A mystery on Wall Street
The barrage of regulatory change is moving at different speeds on different sides of the Atlantic, meaning that the divergence in how investment banks disclose their numbers will become wider than ever. This will see many European banks posting a surge in their risk-weighted assets and allocated equity when they report their 2011 results, making comparisons with previous years, and with other banks, harder than ever.
Game theory
One thing we have learned from the crisis is that it is dangerous to leave a bunch of clever bankers in a room to work out how to get round a problem. One way to reduce leverage is to play around with how you calculate your risk-weighted assets. In a process that is known disingenuously as “RWA optimisation”, banks can remodel the risk profile of their assets to reduce their RWAs.
Pointing fingers
It is hard to see how shedding $2 trillion in assets will not have an impact on the underlying economy by reducing the availability of credit while simultaneously increasing its price, but one thing is for sure: banks and governments will continue to argue with each other over what the impact will be.
Pay to play
Whatever the impact, credit will become more expensive.

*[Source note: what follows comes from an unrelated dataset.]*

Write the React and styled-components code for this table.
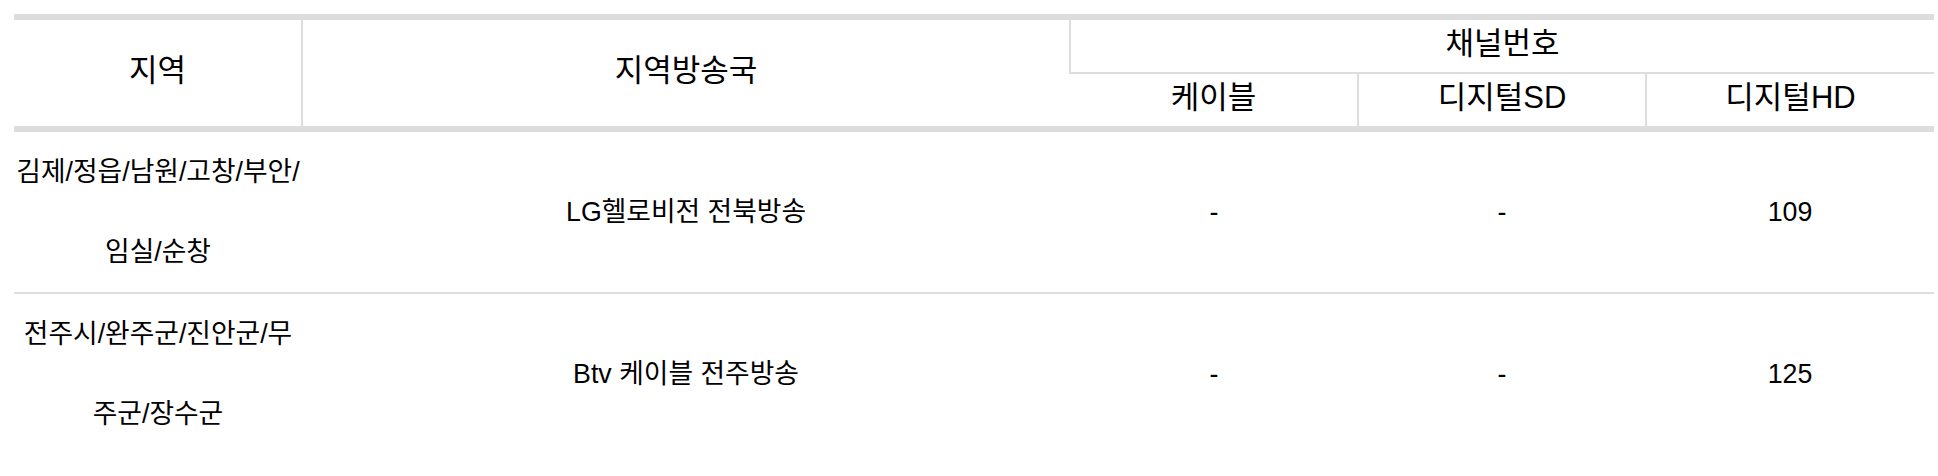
import React from "react";
import styled, { createGlobalStyle } from "styled-components";

const rows = [
  {
    region: "김제/정읍/남원/고창/부안/임실/순창",
    station: "LG헬로비전 전북방송",
    cable: "-",
    sd: "-",
    hd: "109",
  },
  {
    region: "전주시/완주군/진안군/무주군/장수군",
    station: "Btv 케이블 전주방송",
    cable: "-",
    sd: "-",
    hd: "125",
  },
];

const ChannelTable = () => {
  return (
    <Page>
      <GlobalStyle />
      <Table>
        <colgroup>
          <Col $w={15} />
          <Col $w={40} />
          <Col $w={15} />
          <Col $w={15} />
          <Col $w={15} />
        </colgroup>
        <Head>
          <tr>
            <Th rowSpan={2}>지역</Th>
            <Th rowSpan={2}>지역방송국</Th>
            <Th colSpan={3} $split>
              채널번호
            </Th>
          </tr>
          <tr>
            <Th>케이블</Th>
            <Th>디지털SD</Th>
            <Th>디지털HD</Th>
          </tr>
        </Head>
        <tbody>
          {rows.map((row, i) => (
            <Row key={i}>
              <Td>{row.region}</Td>
              <Td>{row.station}</Td>
              <Td>{row.cable}</Td>
              <Td>{row.sd}</Td>
              <Td>{row.hd}</Td>
            </Row>
          ))}
        </tbody>
      </Table>
    </Page>
  );
};

export default ChannelTable;

const GlobalStyle = createGlobalStyle`
  body {
    margin: 0;
    background: #fff;
    font-family: "Liberation Sans", "Noto Sans CJK KR", sans-serif;
    color: #000;
  }
`;

const Page = styled.div`
  padding: 14px 4px 0 14px;
`;

const Table = styled.table`
  width: 1920px;
  border-collapse: collapse;
  table-layout: fixed;
  border-top: 6px solid #ddd;
`;

const Col = styled.col`
  width: ${(p) => p.$w}%;
`;

const Head = styled.thead`
  border-bottom: 6px solid #ddd;
`;

const Th = styled.th`
  height: 47px;
  padding: 0 0 5px;
  font-size: 31px;
  font-weight: normal;
  line-height: 1.2;
  text-align: center;
  vertical-align: middle;
  border-left: 2px solid #ddd;
  border-bottom: ${(p) => (p.$split ? "2px solid #ddd" : "none")};

  &:first-child {
    border-left: none;
  }
`;

const Row = styled.tr`
  border-bottom: 2px solid #ddd;

  &:last-child {
    border-bottom: none;
  }
`;

const Td = styled.td`
  padding: 0;
  font-size: 26.75px;
  line-height: 80px;
  text-align: center;
  vertical-align: middle;
`;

And nowhere more so than in the corporate loan market. A similar effect is taking place in trading, with investment banks sharply reducing their trading inventories and the levels of capital they are prepared to commit for clients.
Casting a shadow
In many cases, the buyers of assets offloaded by the banks have come from the shadow-banking system of hedge funds and structured investment vehicles. While individual firms in this sector are not systemically risky, the aggregate risk building up in the shadow banking system is harder to quantify and to monitor.
Go east
While Asian markets have this year failed to live up to the hopes invested in them, in the medium to long term the deleveraging of US and European banks could play in Asia’s favour.
The Promised Land
In all of this, there is some good news. For those banks that can survive the rigours of deleveraging without having to pull out of entire regions or businesses while retaining a profitable operation, there is a Promised Land on the other side. Overcapacity in the investment banking industry will be whittled away to leave a smaller number of bigger and (relatively) more profitable global banks whose scale will increasingly play to their advantage.